Bristol Harbour Railway and Industrial Museum : Attaraction of Bristol
Bristol Harbour Railway and Industrial Museum : Attaraction of Bristol
The Bristol Industrial Museum is a museum in Bristol, England. The museum features exhibits documenting Bristol’s maritime history, and includes outdoor exhibits along Prince’s Wharf on the Floating Harbour, including the Bristol Harbour Railway and a small fleet of preserved vessels.
The museums indoor exhibits are housed on the two floors of a former quayside transit shed. On the lower floor is the transport gallery, which houses various land transport exhibits with a particular Bristol slant. Exhibits include what is believed to be the world’s first purpose-built holiday caravan to be compared with a 1950s equivalent, the Grenville steam carriage, bicycles, motorcycles, cars, carriages and buses.
On the upper floor the aviation gallery tells the story of Bristols involvement in aircraft manufacture and contains a collection of Bristol-made aero engines, a Bristol built helicopter, a mock-up flight deck of Concorde and scale models showing the many aircraft built in the city. On the same floor the story of the Port of Bristol is told with models, paintings and other exhibits. The adjacent Print & Pack gallery tells the story of one of Bristol’s biggest industries with machinery and products.
Elsewhere in the museum, the Bristol and Transatlantic Slavery gallery tells the story of Bristol’s involvement in the trans-atlantic slave trade between the UK, Africa and the Caribbean, from its early days through abolition to today’s legacy.
Normally moored in front of the museum, the collection of historic vessels includes two tugs and a fireboat.
Railway
On the quayside outside the museum can be found several preseverved dockyard cranes and one terminus of the harbour railway. The railway, which reopened in 2000, was a branch of the Great Western Railway and operates on selected weekends between the Museum and the SS Great Britain on standard gauge track for half a mile. The railway is currently being repaired as far as the Create Centre, a mile from the museum.
At the height of the harbour’s industrial use, the Bristol Harbour Railway had branches on Prince’s Wharf on the south and Canons Marsh on the north side of the harbour. The reinforced concrete goods shed on Canons Marsh is now a listed building and houses At-Bristol. Little else of the railway on the north side of the harbour remains, and the railway bridge at the Cumberland Basin has been demolished.

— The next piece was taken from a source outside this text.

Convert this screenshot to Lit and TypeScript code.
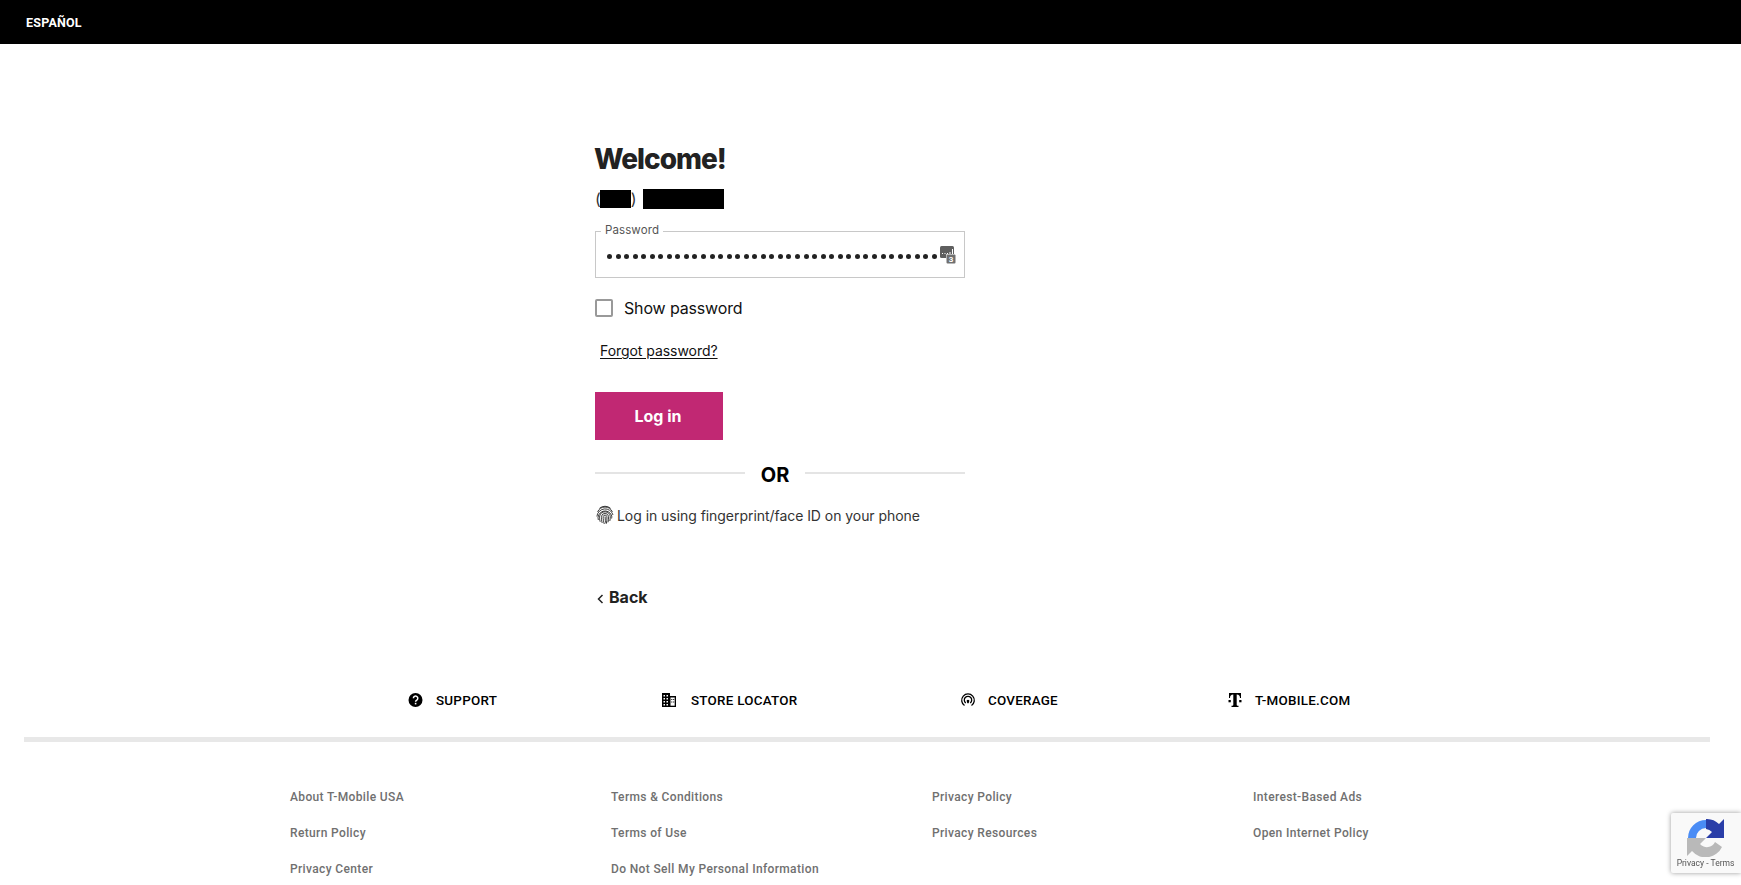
import { LitElement, html, css, svg } from "lit";
import { customElement } from "lit/decorators.js";

const nav = [
  { label: "SUPPORT", icon: svg`<circle cx="7.500" cy="8" r="7" fill="#000"/><path d="M5.400 6.300a2.200 2.200 0 1 1 3.400 1.800c-.8.500-1.200.9-1.200 1.700" fill="none" stroke="#fff" stroke-width="1.500"/><rect x="6.800" y="10.800" width="1.600" height="1.600" fill="#fff"/>` },
  { label: "STORE LOCATOR", icon: svg`<path d="M1 1h8v3h6v11H1z" fill="#000"/><path d="M2.500 3H4v1.500H2.500zM5.500 3H7v1.500H5.500zM2.500 6H4v1.500H2.500zM5.500 6H7v1.500H5.500zM2.500 9H4v1.500H2.500zM5.500 9H7v1.500H5.500zM2.500 12H4v1.500H2.500zM5.500 12H7v1.500H5.500z" fill="#fff"/><path d="M9.500 5.500h4.200v8.200H9.500z" fill="#fff"/><path d="M10.300 7h1v1h-1zM12.200 7h1v1h-1zM10.300 9.500h1v1h-1zM12.200 9.500h1v1h-1z" fill="#000"/>` },
  { label: "COVERAGE", icon: svg`<g fill="none" stroke="#000" stroke-width="1.300"><path d="M4.500 13.500A6.300 6.300 0 1 1 11.500 13.500"/><path d="M5.800 11A3.700 3.700 0 1 1 10.200 11"/></g><path d="M6.800 9.500a1.300 1.300 0 1 1 2.400 0l-.6 1.800H7.400z" fill="#000"/>` },
  { label: "T-MOBILE.COM", icon: svg`<path d="M2 1h12v5h-1c0-2-1-3.300-3.300-3.400v10.200c0 .8.400 1 1.800 1V15H4.500v-1.200c1.400 0 1.800-.2 1.800-1V2.600C4 2.700 3 4 3 6H2z" fill="#000"/><rect x="1.500" y="8" width="2.300" height="2.300" fill="#000"/><rect x="12.200" y="8" width="2.300" height="2.300" fill="#000"/>` },
];

const cols = [
  ["About T-Mobile USA", "Return Policy", "Privacy Center"],
  ["Terms & Conditions", "Terms of Use", "Do Not Sell My Personal Information"],
  ["Privacy Policy", "Privacy Resources"],
  ["Interest-Based Ads", "Open Internet Policy"],
];

@customElement("app-root")
export class AppRoot extends LitElement {
  static styles = css`
    :host { display: block; height: 885px; overflow: hidden; position: relative; background: #fff; font-family: Inter, "Liberation Sans", sans-serif; color: #000; }
    .top { height: 44px; background: #000; color: #fff; display: flex; align-items: center; padding: 1px 0 0 26px; font: 700 12.500px Roboto, sans-serif; letter-spacing: .2px; box-sizing: border-box; }
    .main { width: 370px; margin-left: 595px; display: flex; flex-direction: column; align-items: flex-start; }
    h1 { margin: 97px 0 0 -1px; font: 800 28px/36px Inter, sans-serif; color: #222; letter-spacing: -1px; height: 36px; }
    .phone { display: flex; align-items: center; height: 22px; margin-top: 11px; font-size: 16px; color: #333; }
    .r1 { width: 31px; height: 18px; background: #000; margin-left: -1px; }
    .r2 { width: 81px; height: 20px; background: #000; margin-left: 6px; }
    .fieldwrap { margin-top: 13px; width: 370px; height: 55px; padding-top: 8px; box-sizing: border-box; position: relative; }
    .field { width: 370px; height: 47px; box-sizing: border-box; border: 1px solid #c8c8c8; padding: 0 0 0 11px; position: relative; }
    .legend { position: absolute; left: 5px; top: -9px; background: #fff; padding: 0 4px; font-size: 11.500px; line-height: 15px; color: #555; letter-spacing: .1px; }
    .dots { display: flex; gap: 3.550px; height: 100%; align-items: center; padding-top: 3px; box-sizing: border-box; }
    .dots i { width: 5px; height: 5px; background: #222; border-radius: 50%; flex: none; }
    .key { position: absolute; left: 344px; top: 14px; }
    .show { display: flex; align-items: center; margin-top: 18px; height: 24px; font-size: 16px; color: #111; letter-spacing: -.15px; }
    .box { width: 14px; height: 14px; border: 2px solid #999; border-radius: 2px; margin-right: 11px; background: #fff; }
    .forgot { margin: 21px 0 0 5px; font-size: 14px; line-height: 20px; color: #111; letter-spacing: -.05px; text-decoration: underline; text-underline-offset: 2px; }
    .btn { margin-top: 31px; width: 128px; height: 48px; background: #c12873; color: #fff; font-weight: 700; font-size: 16px; display: flex; align-items: center; justify-content: center; padding: 0 2px 1px 0; box-sizing: border-box; }
    .or { width: 370px; display: flex; align-items: center; margin-top: 21px; height: 24px; font-weight: 700; font-size: 20px; color: #000; }
    .or span { width: 60px; text-align: center; padding-top: 3px; box-sizing: border-box; }
    .or i { height: 2px; background: #e4e4e4; }
    .or .l { width: 150px; }
    .or .rr { width: 160px; }
    .finger { display: flex; align-items: center; margin-top: 18px; height: 24px; font-size: 14px; color: #333; padding-left: 1px; letter-spacing: -.05px; }
    .finger svg { margin-right: 3px; }
    .back { display: flex; align-items: center; margin-top: 58px; height: 24px; font-size: 16px; font-weight: 700; color: #222; padding-left: 2px; }
    .back svg { margin-right: 5px; margin-top: 3px; }
    .nav { display: grid; grid-template-columns: 253px 299px 267px auto; margin: 79px 0 0 408px; height: 24px; font: 500 13.400px Roboto, sans-serif; color: #000; letter-spacing: .25px; }
    .nav div { display: flex; align-items: center; }
    .nav svg { margin-right: 12px; flex: none; }
    .nav .store svg { margin-right: 14px; }
    .rule { height: 5px; background: #e8e8e8; margin: 25px 31px 0 24px; }
    .links { display: grid; grid-template-columns: repeat(4, 321px); margin: 37px 0 0 290px; font: 500 12px/36px Roboto, sans-serif; color: #707070; letter-spacing: .36px; }
    .recaptcha { position: fixed; left: 1671px; top: 813px; width: 70px; height: 60px; background: #f9f9f9; border-radius: 2px 0 0 2px; box-shadow: 0 0 5px rgba(0,0,0,.4); display: flex; flex-direction: column; align-items: center; font: 400 8.500px Roboto, sans-serif; color: #555; }
    .recaptcha svg { margin-top: 6px; }
    .recaptcha span { margin-top: 1px; white-space: nowrap; margin-left: -1px; }
  `;

  render() {
    return html`
      <div class="top">ESPAÑOL</div>
      <div class="main">
        <h1>Welcome!</h1>
        <div class="phone">(<span class="r1"></span>)<span class="r2"></span></div>
        <div class="fieldwrap">
          <div class="field">
            <span class="legend">Password</span>
            <div class="dots">${Array.from({ length: 39 }, () => html`<i></i>`)}</div>
            <svg class="key" width="16" height="18" viewBox="0 0 16 18">
              <rect x="0" y="0" width="14" height="12" rx="1.500" fill="#5f5f5f"/>
              <path d="M2 7h1v1H2zM4.500 7h1v1h-1zM7 7h1v1H7zM9.500 6h1v2h-1zM12 3h1v5h-1z" fill="#fff"/>
              <rect x="6" y="8" width="10" height="10" rx="1" fill="#fff"/>
              <rect x="6.500" y="8.500" width="9" height="9" rx="1" fill="#707070"/>
              <text x="11" y="16" text-anchor="middle" font-family="Roboto, sans-serif" font-weight="700" font-size="8" fill="#fff">3</text>
            </svg>
          </div>
        </div>
        <div class="show"><span class="box"></span>Show password</div>
        <div class="forgot">Forgot password?</div>
        <div class="btn">Log in</div>
        <div class="or"><i class="l"></i><span>OR</span><i class="rr"></i></div>
        <div class="finger">
          <svg width="18" height="20" viewBox="0 0 18 20" fill="none" stroke="#1c1c1c" stroke-width=".85">
            <path d="M3.500 3.300A8.500 8.500 0 0 1 14.500 3.300"/>
            <path d="M1.600 7A8 8 0 0 1 16.400 7"/>
            <path d="M.9 11.500A8.200 8.200 0 0 1 17 10"/>
            <path d="M2.300 15A6.800 6.800 0 1 1 15.800 11c0 .8 0 1.500-.2 2.500"/>
            <path d="M4.200 16.800C3.500 14.500 3.300 12.500 3.700 11A5.400 5.400 0 0 1 14.300 11.500c0 1.500-.1 3-.5 4.500"/>
            <path d="M6.200 18C5.500 15.500 5.200 13 5.500 11.300A3.600 3.600 0 0 1 12.600 11.500c.1 2.200-.1 4-.6 5.800"/>
            <path d="M8.300 19C7.500 16.500 7 14 7.200 11.500a1.900 1.900 0 0 1 3.700.2c.2 2.300 0 4.500-.5 6.800"/>
            <path d="M9.100 11.500c0 2.800.3 5 1 7"/>
          </svg>
          Log in using fingerprint/face ID on your phone
        </div>
        <div class="back">
          <svg width="7" height="10" viewBox="0 0 7 10" fill="none" stroke="#222" stroke-width="1.500"><path d="M5.500 1 1.500 5l4 4"/></svg>
          Back
        </div>
      </div>
      <div class="nav">
        ${nav.map((n, i) => html`<div class=${i === 1 ? "store" : ""}><svg width="16" height="16" viewBox="0 0 16 16">${n.icon}</svg>${n.label}</div>`)}
      </div>
      <div class="rule"></div>
      <div class="links">
        ${cols.map((c) => html`<div>${c.map((l) => html`<div>${l}</div>`)}</div>`)}
      </div>
      <div class="recaptcha">
        <svg width="38" height="38" viewBox="0 0 38 38">
          <path d="M19 1A18 18 0 0 0 1 19h8A10 10 0 0 1 19 9z" fill="#4a8cf5"/>
          <path d="M19 0A18 18 0 0 1 32 5L37 0V19H19l6-6A9 9 0 0 0 19 10z" fill="#2a3ea8"/>
          <path d="M0 19H19l-6 6A9 9 0 0 0 28 23l7 5A18 18 0 0 1 5 32L0 37z" fill="#b9b9b9"/>
        </svg>
        <span>Privacy - Terms</span>
      </div>
    `;
  }
}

On the south side of the harbour the railway crosses Spike Island, the narrow strip of land between the Harbour and the River Avon, and clings to the side of the river as far as the junction with the northern branch at the Cumberland Basin. Here the railway turns and crosses the river, merging first with the Portishead Railway and then the Great Western main line. The bridge is an iron swing bridge that was, before the construction of new main road nearby, a double-deck bridge carrying a road carriageway above the railway. The top deck has now been dismantled and one of the tracks lifted to make way for a footpath and cycleway, while the other track has become overgrown.